Human rights organisations are highly critical of the forced participation of children and students in official celebrations. Lawyer Anara Ibraeva, director of the Astana and Akmola branch of the Kazak Bureau for Human Rights and Rule of Law, told IWPR that such coercion is illegal under local and international law, since it amounts to compulsory labour.


The head of the human rights group, Evgeny Zhovtis, agreed that the practice went against human rights, saying “No one should force children to attend official events….The akimat [mayor’s office] and school headmasters are acting illegally because this is coercion.”

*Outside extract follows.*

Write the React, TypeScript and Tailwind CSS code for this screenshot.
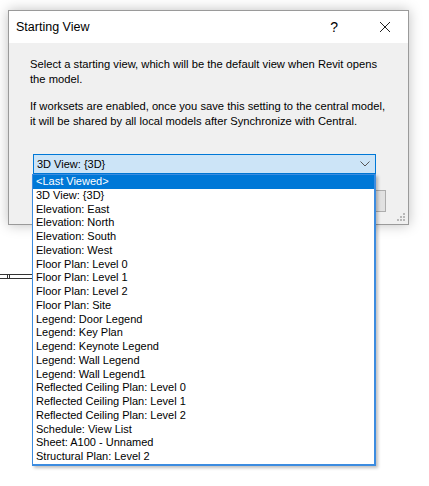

Zhovtis sees the whole idea of forcing people to stage public expressions of happiness as a legacy of Kazakstan’s Soviet past, “The worst thing is that the authorities think that if they don’t force people to take part, then no one will turn up. What respect can the authorities themselves have for the celebration, then?”


Psychologist Raushan Kabilova, who teaches at Kazakstan National University, warned that the practice was counterproductive, as it was more likely to breed resentment than patriotism. “People not only get physically tired,” she said, “they also become mentally alienated from celebrations, which become a problem rather than a pleasure for them.”


A member of staff at Astana’s education department, who asked to remain anonymous, admitted to IWPR that coercing children into taking part in state celebrations is wrong, but said it is the only way to meet attendance quotas set by officials higher up.


“Of course, children should not be forced to take part in all these events. But we cannot influence the situation,” he said. “Every year, before City Day, we receive an order from the akimat to ensure that certain number of children participate in the celebration. And as children don’t want to take part voluntarily, teachers have to force them to.”


The education official denied that a student could ever be threatened with expulsion for non-attendance. “The case you mentioned, where students were forced to take part under threat of expulsion, is not possible. We have not had any previous cases of this kind,” he said.


As the celebrations draw closer, children are concerned about the effects on their education.


“We are forced to take part in this dreadful carnival every year. And this year, despite the upcoming exams, they have already started forcing us to rehearse the carnival every day,” 16-year old Asel told IWPR.


“We get taken out of classes all the time. How will we pass the exams? We are supposed to be enrolling in higher education this year.”


Karim Tanaev is a pseudonym for an IWPR contributor in Astana.